Monsieur le secrétaire d’État, mes chers collègues, on aurait évité la dramatisation des débats autour de cet article 13 si vous aviez retenu cette idée de consensus, si vous aviez cherché à renforcer les droits de l’opposition, en reprenant par exemple l’idée de « charte des droits de l’opposition », qui était proposée dans le rapport Balladur et qui devait « garantir les bonnes pratiques d’une démocratie respectueuse des opinions et des personnes », ou si les mesures d’application de l’article 51-1 de la Constitution, qui évoque des « droits particuliers » en faveur de l’opposition et des groupes minoritaires, avaient été adoptées avant la discussion de ce texte.

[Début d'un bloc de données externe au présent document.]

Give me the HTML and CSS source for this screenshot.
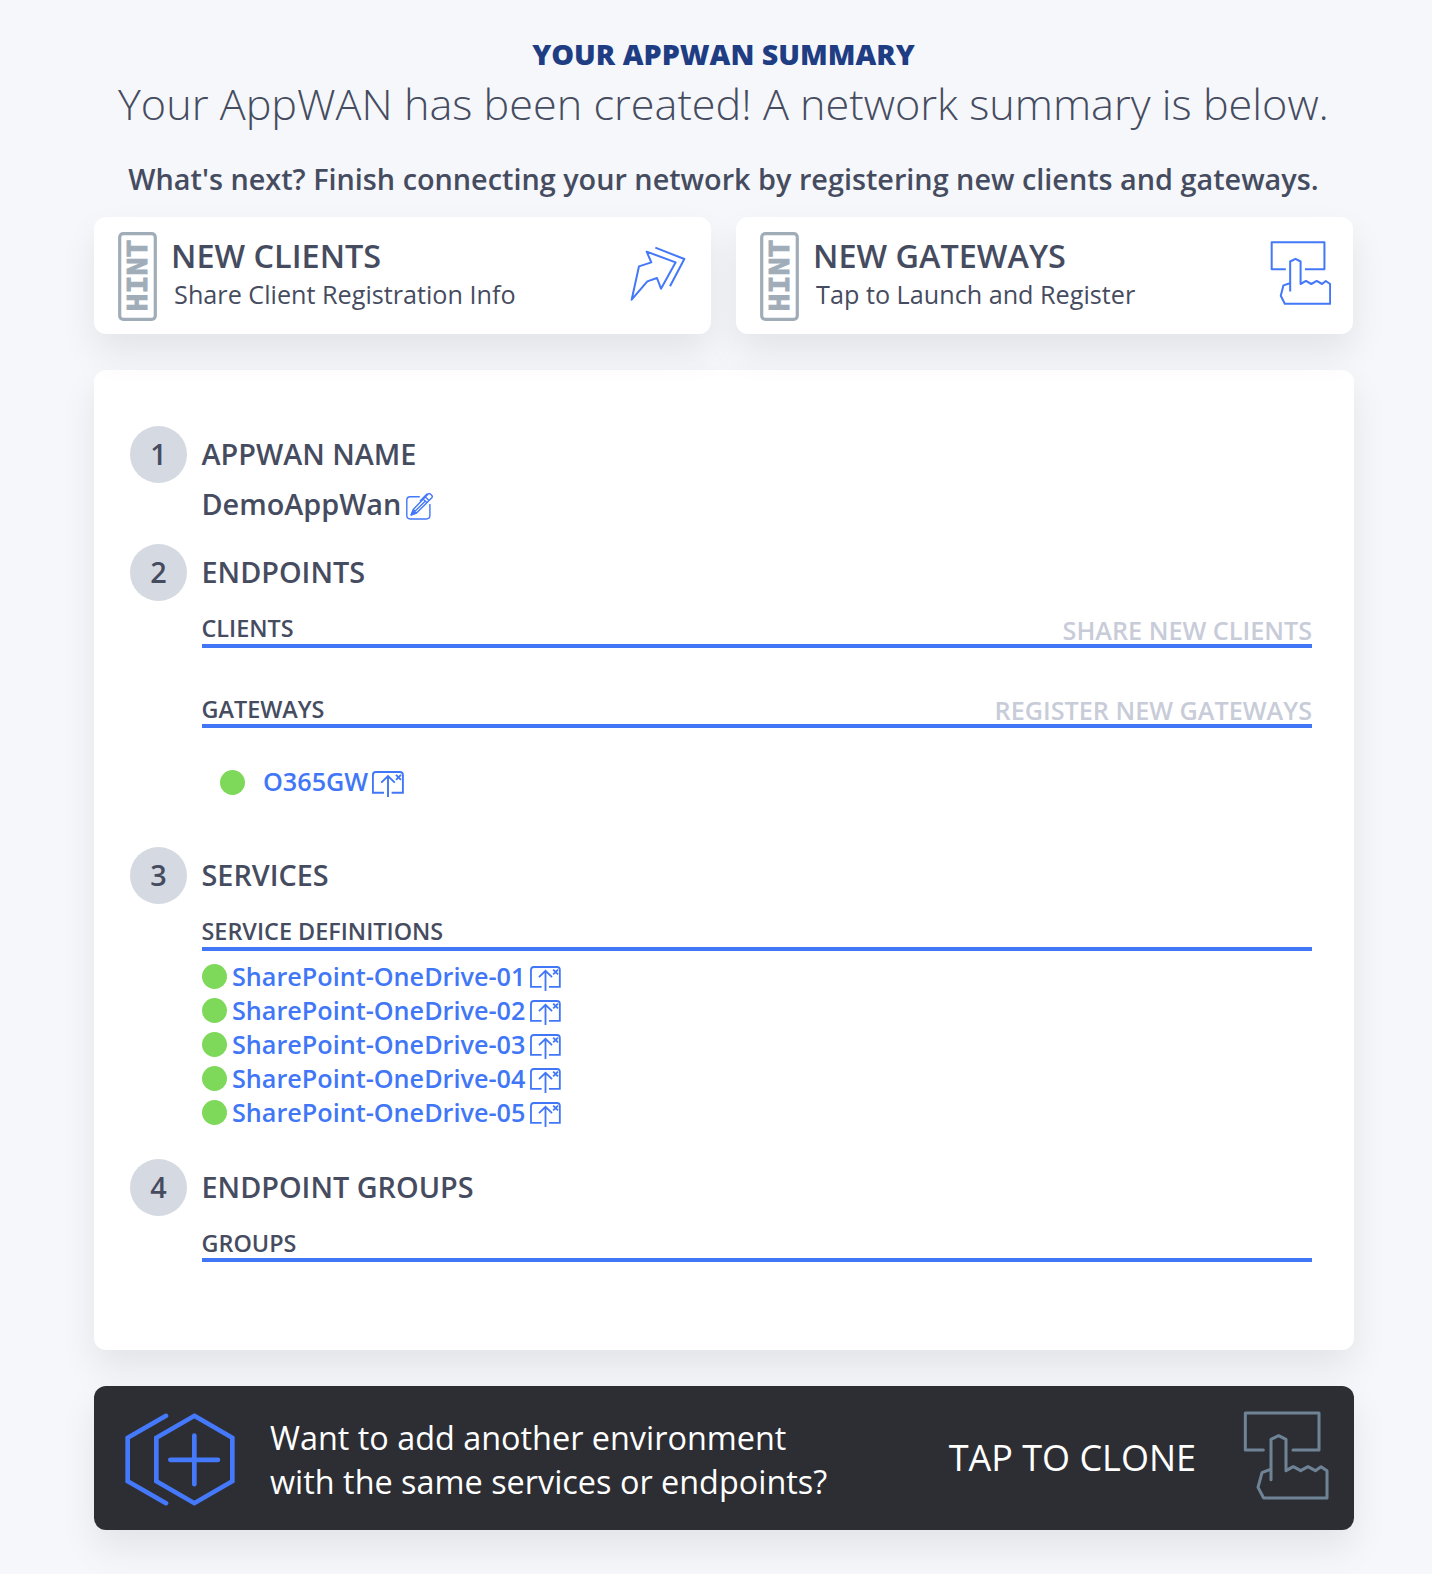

Parce qu’elle élude la vraie question des droits de l’opposition, parce qu’elle constitue une atteinte au droit constitutionnel d’amendement, cette nouvelle procédure, que le groupe socialiste récuse de la façon la plus nette, contribue à abaisser encore davantage les droits du Parlement.
Mes chers collègues, ce que nous défendons dans ce débat, ce sont non pas nos seuls droits, mais ceux de l’ensemble des parlementaires, de la représentation nationale, le droit du peuple souverain à s’exprimer par l’intermédiaire de ses représentants.
Encore une fois, ce que nous défendons, ce sont les grands principes qui fondent notre République.